De acordo com os cálculos do economista do think tank Bruegel, Zsolt Darvas, agora actualizados a pedido do PÚBLICO, a regra de Taylor apontaria para que a taxa de juro ideal no total da zona euro seria de 1,3%, mas que na Alemanha seria de 3,4% e que na Itália seria de -1% e em Espanha de -1,4%.

No caso de Portugal, o facto de o país ter neste momento um nível de desemprego de equilíbrio (aquele que se atinge quando a economia está no seu potencial) elevado e já acima do registado na realidade, faz com que a regra de Taylor aponte para uma taxa de juro de 2,9%, um valor bem próximo da Alemanha. O seu elevado nível de endividamento e a pressão a que se assiste no mercado da dívida pública, contudo, torna certamente o país num dos mais vulneráveis a uma eventual subida de taxas por parte do BCE.

Apesar da divergência entre as "taxas de juro ideais" até ser menor agora do que era no auge da crise, em 2012, para o BCE a verdade é que o dilema que enfrenta é ainda bem mais complexo do que aquilo que mostra a regra de Taylor.

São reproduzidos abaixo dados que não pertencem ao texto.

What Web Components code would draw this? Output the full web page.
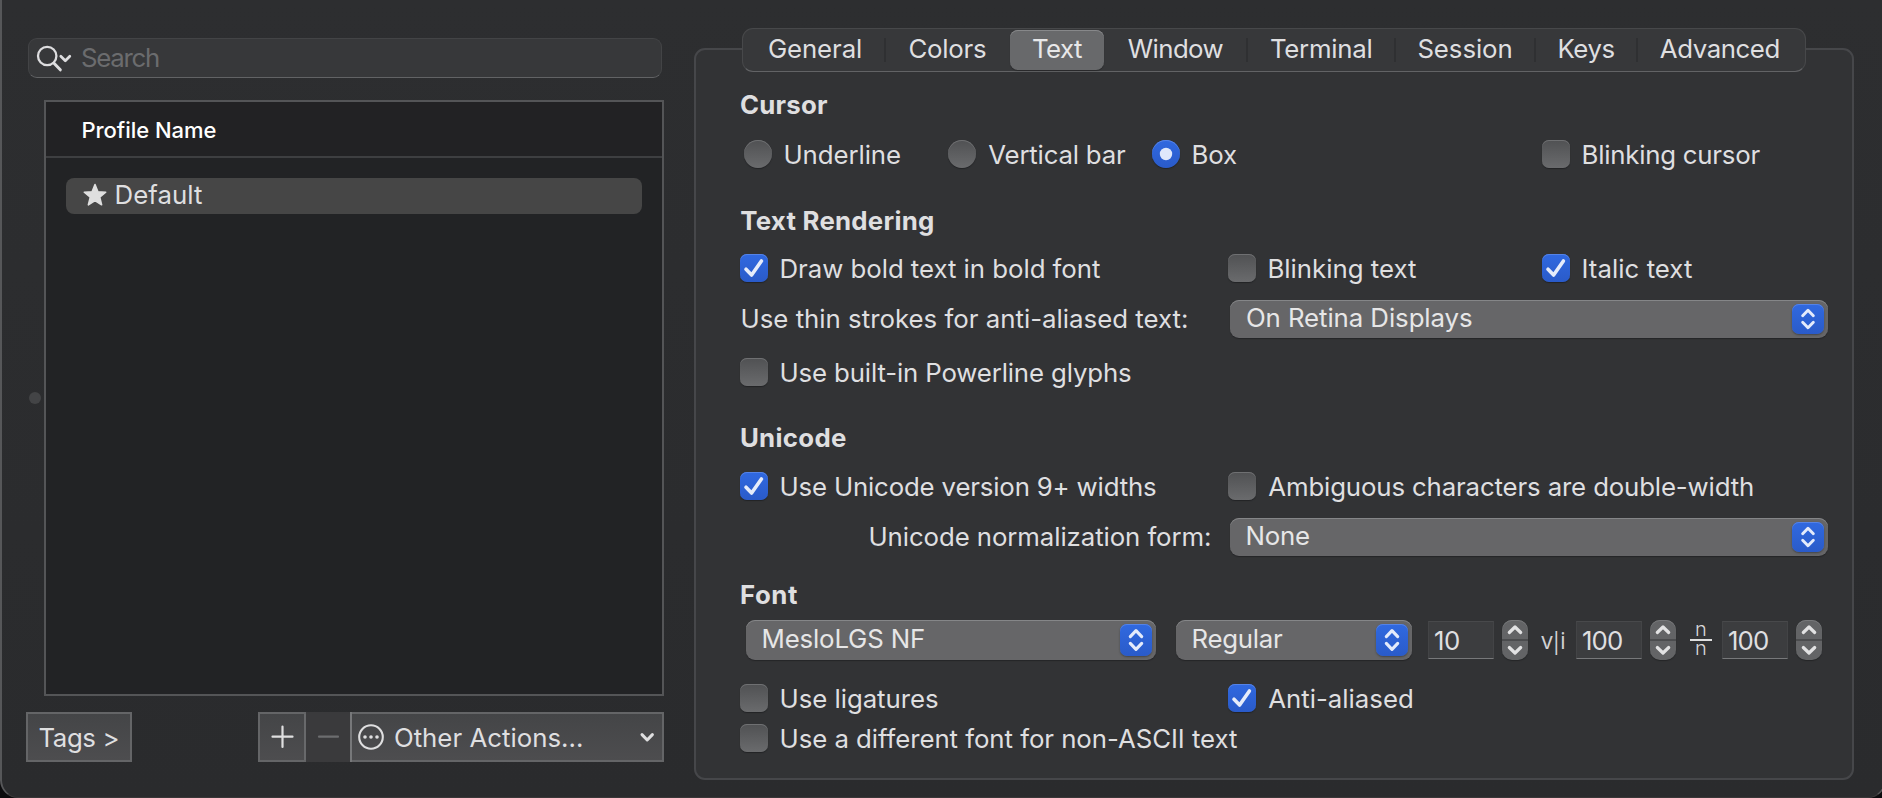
<!DOCTYPE html>
<html lang="en">
<head>
<meta charset="utf-8">
<title>Profiles</title>
<style>
html,body{margin:0;height:100%;background:#0c0c0e;overflow:hidden}
body{font-family:Inter,"Liberation Sans",sans-serif;font-size:25.8px;font-weight:430;color:#dfdfe0}
</style>
</head>
<body>
<profiles-window></profiles-window>
<script>
const define = (name, html, setup) => {
  const tpl = document.createElement('template');
  tpl.innerHTML = html;
  customElements.define(name, class extends HTMLElement {
    connectedCallback() {
      if (this.shadowRoot) return;
      this.attachShadow({mode: 'open'}).appendChild(tpl.content.cloneNode(true));
      if (setup) setup(this, this.shadowRoot);
    }
  });
};

/* A line of text whose glyphs fill the given width; part of the first glyph's side bearing is kept. */
const ctx = document.createElement('canvas').getContext('2d');
define('fit-text', `<style>
:host{display:block;white-space:nowrap;line-height:30px;height:30px;flex:none;font-kerning:normal}
</style><slot></slot>`, host => {
  const cs = getComputedStyle(host), text = host.textContent, w = +host.getAttribute('w');
  ctx.font = cs.fontWeight + ' ' + cs.fontSize + ' ' + cs.fontFamily;
  const m = ctx.measureText(text);
  const ink = m.actualBoundingBoxLeft + m.actualBoundingBoxRight;
  const shift = (-m.actualBoundingBoxLeft - 1.2) * 0.6;
  const ls = text.length > 1 ? (w - shift - ink) / (text.length - 1) : 0;
  host.style.letterSpacing = ls.toFixed(3) + 'px';
  host.style.textIndent = (m.actualBoundingBoxLeft + shift).toFixed(2) + 'px';
  host.style.width = w + 'px';
});

define('check-box', `<style>
:host{display:flex;align-items:center;height:40px;gap:13px}
i{width:28px;height:28px;flex:none;border-radius:7px;background:linear-gradient(#505153,#6a6b6d);box-shadow:inset 0 1px 0 #6f7072,0 1px 1px #222325}
:host([kind=radio]) i{border-radius:50%}
:host([on]) i{background:linear-gradient(#3069e0,#2a5bc9);box-shadow:inset 0 1px 0 #5583e6,0 1px 1px #222325}
svg{display:none;width:28px;height:28px}
:host([on]:not([kind])) .tick,:host([on][kind]) .dot{display:block}
slot{display:block;padding-top:1px}
</style><i><svg class="tick" viewBox="0 0 28 28"><path d="M6 15.2 11.6 21 21.4 7" fill="none" stroke="#e6ecfa" stroke-width="3.6" stroke-linecap="round" stroke-linejoin="round"/></svg><svg class="dot" viewBox="0 0 28 28"><circle cx="14" cy="14" r="6.2" fill="#dfe8fb"/></svg></i><slot></slot>`);

define('pop-up', `<style>
:host{display:flex;align-items:center;justify-content:space-between;height:38px;box-sizing:border-box;padding:0 4px 0 17px;border-radius:9px;background:#666668;box-shadow:inset 0 1px 0 #858688,0 1px 1px #242527;color:#e6e6e7}
:host([tall]){height:40px}
slot{display:block;padding-bottom:3px}
i{width:32px;height:30px;border-radius:7px;background:linear-gradient(#3069e0,#2a5bc9);box-shadow:inset 0 1px 0 #5583e6,0 1px 2px #434448}
:host([tall]) i{height:32px}
svg{display:block;width:32px;height:100%}
</style><slot></slot><i><svg viewBox="0 0 32 32"><path d="M10.3 12.6 16 6.6 21.7 12.6M10.3 19.4 16 25.4 21.7 19.4" fill="none" stroke="#e4ebfb" stroke-width="3.1" stroke-linecap="round" stroke-linejoin="round"/></svg></i>`);

define('number-field', `<style>
:host{display:flex;align-items:center;gap:8px;height:40px}
div{width:66px;height:38px;box-sizing:border-box;padding:4px 0 0 6px;background:#3c3d3f;border:1px solid #48494b;border-left-color:#434446;border-right-color:#434446;border-bottom:1px solid #77787a}
i{width:26px;height:40px;border-radius:10px;background:#636466;box-shadow:inset 0 1px 0 #77787a,0 1px 1px #242527}
svg{display:block}
</style><div><slot></slot></div><i><svg width="26" height="40" viewBox="0 0 26 40"><path d="M0 20H26" stroke="#4b4c4e" stroke-width="2"/><path d="M7.3 12.5 13 7 18.7 12.5M7.3 27.5 13 33 18.7 27.5" fill="none" stroke="#e2e2e3" stroke-width="3.2" stroke-linecap="round" stroke-linejoin="round"/></svg></i>`);

define('search-field', `<style>
:host{display:flex;align-items:center;height:40px;box-sizing:border-box;border-radius:9px;background:#37383a;border:1px solid #434446;border-bottom-color:#626365;padding-left:7px;color:#6b6c6e}
svg{margin-right:7px;flex:none}
fit-text{padding-bottom:1px}
</style><svg width="39" height="38" viewBox="0 0 39 38"><g fill="none" stroke="#dddddf" stroke-linecap="round"><circle cx="11.2" cy="17" r="9.2" stroke-width="2.3"/><path d="M18 24.3 24.3 30.8" stroke-width="3"/><path d="M24.8 17.3 29.3 21.8 33.8 17.3" stroke-width="2.7" stroke-linejoin="round"/></g></svg><slot></slot>`);

define('tab-bar', `<style>
:host{display:flex;box-sizing:border-box;width:1064px;height:44px;border-radius:11px;background:#37383a;border:1px solid #47484a;border-bottom-color:#626365;margin-left:48px;padding:1px 0}
</style><slot></slot>`);
define('tab-item', `<style>
:host{display:flex;align-items:center;height:40px;box-sizing:border-box;flex:none;border-radius:8px;padding-bottom:2px}
:host([on]){background:#68696b;box-shadow:inset 0 1px 0 #87888a,0 1px 1px #28292b;color:#e8e8e9}
:host([sep])::after{content:"";margin-left:auto;width:2px;height:24px;background:#2f3032;margin-top:2px}
</style><slot></slot>`, h => {
  h.style.width = h.getAttribute('width') + 'px';
  h.style.paddingLeft = h.getAttribute('start') + 'px';
});

define('form-row', `<style>
:host{display:grid;align-items:center;height:40px;padding-left:46px}
</style><slot></slot>`, h => {
  h.style.marginTop = (h.getAttribute('gap') || 0) + 'px';
  h.style.gridTemplateColumns = h.getAttribute('cols') || 'auto';
});

define('profile-list', `<style>
:host{display:block;box-sizing:border-box;width:620px;height:596px;margin:22px 0 0 44px;border:2px solid #545557;background:#222325}
header{height:56px;display:flex;align-items:center;box-sizing:border-box;padding:2px 0 0 36.5px;border-bottom:2px solid #3e3f41;background:#222224;font-size:22px;font-weight:500;color:#fff}
.row{margin:20px 0 0 20px;width:576px;height:36px;border-radius:8px;background:#464646;display:flex;align-items:center}
svg{margin:-3px 9px 0 17px}
.row fit-text{padding-bottom:2px}
</style><header><fit-text w="133">Profile Name</fit-text></header>
<div class="row"><svg width="24" height="24" viewBox="0 0 24 24"><path d="M12 1.5 14.9 8.7 22.7 9.2 16.7 14.2 18.6 21.8 12 17.6 5.4 21.8 7.3 14.2 1.3 9.2 9.1 8.7Z" fill="#dfdfdf" stroke="#dfdfdf" stroke-width="1.6" stroke-linejoin="round"/></svg><fit-text w="86">Default</fit-text></div>`);

define('action-bar', `<style>
:host{display:flex;margin:16px 0 0 26px;width:638px;height:50px;justify-content:space-between}
.b{box-sizing:border-box;height:50px;border:2px solid #646567;background:linear-gradient(#444547,#4d4d4f);display:flex;align-items:center}
.tags{width:106px;padding-left:11.5px}
.group{width:406px;padding:0}
.plus{width:44px;height:46px;border-right:2px solid #68696b}
.minus{width:44px;height:50px;margin:-2px 0;background:#3a3a3c;border-right:2px solid #77787a}
.more{display:flex;align-items:center;flex:1;height:46px}
svg{display:block}
fit-text{padding-top:1px}
</style><div class="b tags"><fit-text w="78">Tags &gt;</fit-text></div>
<div class="b group"><div class="plus"><svg width="44" height="46" viewBox="0 0 44 46"><path d="M12.5 22.7H32.5M22.5 12.5V33" stroke="#dfdfe0" stroke-width="2.2" stroke-linecap="round"/></svg></div>
<div class="minus"><svg width="44" height="50" viewBox="0 0 44 50"><path d="M13 24.7H32" stroke="#6c6d6f" stroke-width="2.2" stroke-linecap="round"/></svg></div>
<div class="more"><svg width="43" height="46" viewBox="0 0 43 46"><circle cx="19" cy="23" r="11.8" fill="none" stroke="#dfdfe0" stroke-width="2.1"/><g fill="#dfdfe0"><circle cx="13" cy="23" r="1.8"/><circle cx="19" cy="23" r="1.8"/><circle cx="25" cy="23" r="1.8"/></g></svg><fit-text w="187">Other Actions...</fit-text><svg width="22" height="46" viewBox="0 0 22 46" style="margin:0 4px 0 auto"><path d="M6 20.6 11.2 26 16.4 20.6" fill="none" stroke="#dfdfe0" stroke-width="3" stroke-linecap="round" stroke-linejoin="round"/></svg></div></div>`);

define('text-settings', `<style>
:host{display:block;box-sizing:border-box;position:relative;width:1160px;height:752px}
.frame{box-sizing:border-box;height:732px;margin-top:-24px;background:#323335;border:2px solid #46474a;border-radius:11px}
.body{margin-top:-695px;position:relative}
tab-bar{position:relative;z-index:1}
b{font-weight:700;display:block;margin-left:1px}
.vi{font-family:"Open Sans",sans-serif;font-weight:400;font-size:23px;color:#d2d2d4}
.nn{font-size:20px;font-weight:350;width:22px;height:34px;text-align:center;color:#d8d8da}
.nn span{display:block;height:16px;line-height:12px}
.nn span+span{border-top:2px solid #e0e0e0;line-height:15px}
</style>
<tab-bar>
<tab-item sep start="26" width="143"><fit-text w="92">General</fit-text></tab-item>
<tab-item start="23.5" width="124"><fit-text w="76.5">Colors</fit-text></tab-item>
<tab-item on start="23" width="94"><fit-text w="49">Text</fit-text></tab-item>
<tab-item sep start="24.5" width="144"><fit-text w="95">Window</fit-text></tab-item>
<tab-item sep start="23" width="148"><fit-text w="100.5">Terminal</fit-text></tab-item>
<tab-item sep start="22.5" width="140"><fit-text w="93">Session</fit-text></tab-item>
<tab-item sep start="23" width="102"><fit-text w="55.5">Keys</fit-text></tab-item>
<tab-item start="22.5" width="160"><fit-text w="118">Advanced</fit-text></tab-item>
</tab-bar>
<div class="frame"></div>
<div class="body">
<form-row><b><fit-text w="87">Cursor</fit-text></b></form-row>
<form-row gap="9" cols="4px 204px 204px 390px auto"><span></span><check-box kind="radio"><fit-text w="115">Underline</fit-text></check-box><check-box kind="radio"><fit-text w="137">Vertical bar</fit-text></check-box><check-box kind="radio" on><fit-text w="44">Box</fit-text></check-box><check-box><fit-text w="177.5">Blinking cursor</fit-text></check-box></form-row>
<form-row gap="27"><b><fit-text w="192">Text Rendering</fit-text></b></form-row>
<form-row gap="7" cols="488px 314px auto"><check-box on><fit-text w="319">Draw bold text in bold font</fit-text></check-box><check-box><fit-text w="147">Blinking text</fit-text></check-box><check-box on><fit-text w="109">Italic text</fit-text></check-box></form-row>
<form-row gap="11" cols="2px 488px 598px"><span></span><fit-text w="445">Use thin strokes for anti-aliased text:</fit-text><pop-up><fit-text w="225">On Retina Displays</fit-text></pop-up></form-row>
<form-row gap="13"><check-box><fit-text w="350">Use built-in Powerline glyphs</fit-text></check-box></form-row>
<form-row gap="26"><b><fit-text w="105">Unicode</fit-text></b></form-row>
<form-row gap="8" cols="488px auto"><check-box on><fit-text w="375">Use Unicode version 9+ widths</fit-text></check-box><check-box><fit-text w="484">Ambiguous characters are double-width</fit-text></check-box></form-row>
<form-row gap="11" cols="130px 360px 598px"><span></span><fit-text w="340">Unicode normalization form:</fit-text><pop-up><fit-text w="62">None</fit-text></pop-up></form-row>
<form-row gap="18"><b><fit-text w="56">Font</fit-text></b></form-row>
<form-row gap="5" cols="6px 430px 252px 114px 34px 114px 32px 100px"><span></span><pop-up tall style="width:410px"><fit-text w="161">MesloLGS NF</fit-text></pop-up><pop-up tall style="width:236px"><fit-text w="90">Regular</fit-text></pop-up><number-field><fit-text w="24">10</fit-text></number-field><fit-text class="vi" w="23">v|i</fit-text><number-field><fit-text w="39">100</fit-text></number-field><div class="nn"><span>n</span><span>n</span></div><number-field><fit-text w="39">100</fit-text></number-field></form-row>
<form-row gap="18" cols="488px auto"><check-box><fit-text w="157">Use ligatures</fit-text></check-box><check-box on><fit-text w="143">Anti-aliased</fit-text></check-box></form-row>
<form-row><check-box><fit-text w="456">Use a different font for non-ASCII text</fit-text></check-box></form-row>
</div>`);

define('profiles-window', `<style>
:host{display:flex;box-sizing:border-box;position:relative;width:1886px;height:798px;background:linear-gradient(#2d2e30,#2a2b2d);border-radius:0 0 18px 18px;overflow:hidden}
:host::before{content:"";position:absolute;inset:-2px 0 0 0;border:2px solid #565759;border-bottom:1px solid #3a3738;border-radius:0 0 18px 18px;pointer-events:none}
.left{width:694px;flex:none}
search-field{margin:38px 0 0 28px;width:634px}
.right{padding-top:28px}
.grip{position:absolute;left:29px;top:392px;width:12px;height:12px;border-radius:50%;background:#434446}
</style><div class="left"><search-field><fit-text w="77">Search</fit-text></search-field><profile-list></profile-list><action-bar></action-bar></div><div class="right"><text-settings></text-settings></div><div class="grip"></div>`);
</script>
</body>
</html>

É que os países que “pedem” taxas de juro mais baixas são exactamente aqueles que nos mercados têm mais dificuldades em beneficiar das actuais taxas de juro zero do BCE.

Isto é especialmente verdade, não só para Portugal (que apenas consegue financiar-se a dez anos a uma taxa de 4%), como para grandes economias como a Itália ou a Espanha, que têm taxas de juro a 10 anos próximas de 1,4%, contra os cerca de 0,1% da Alemanha.

Perante isto, o que fará o italiano Mario Draghi em Frankfurt? Continuar a testar a paciência alemã, prolongando ao limite a sua política expansionista, ou começar a retirar as suas medidas, arriscando o surgimento de crises financeiras em países como a Itália ou Portugal?

As decisões difíceis terão de começar a ser tomadas já nos próximos meses, no meio de um calendário eleitoral bastante preenchido em toda a zona euro e numa altura em que se tenta debater uma reforma das regras da zona euro em várias capitais.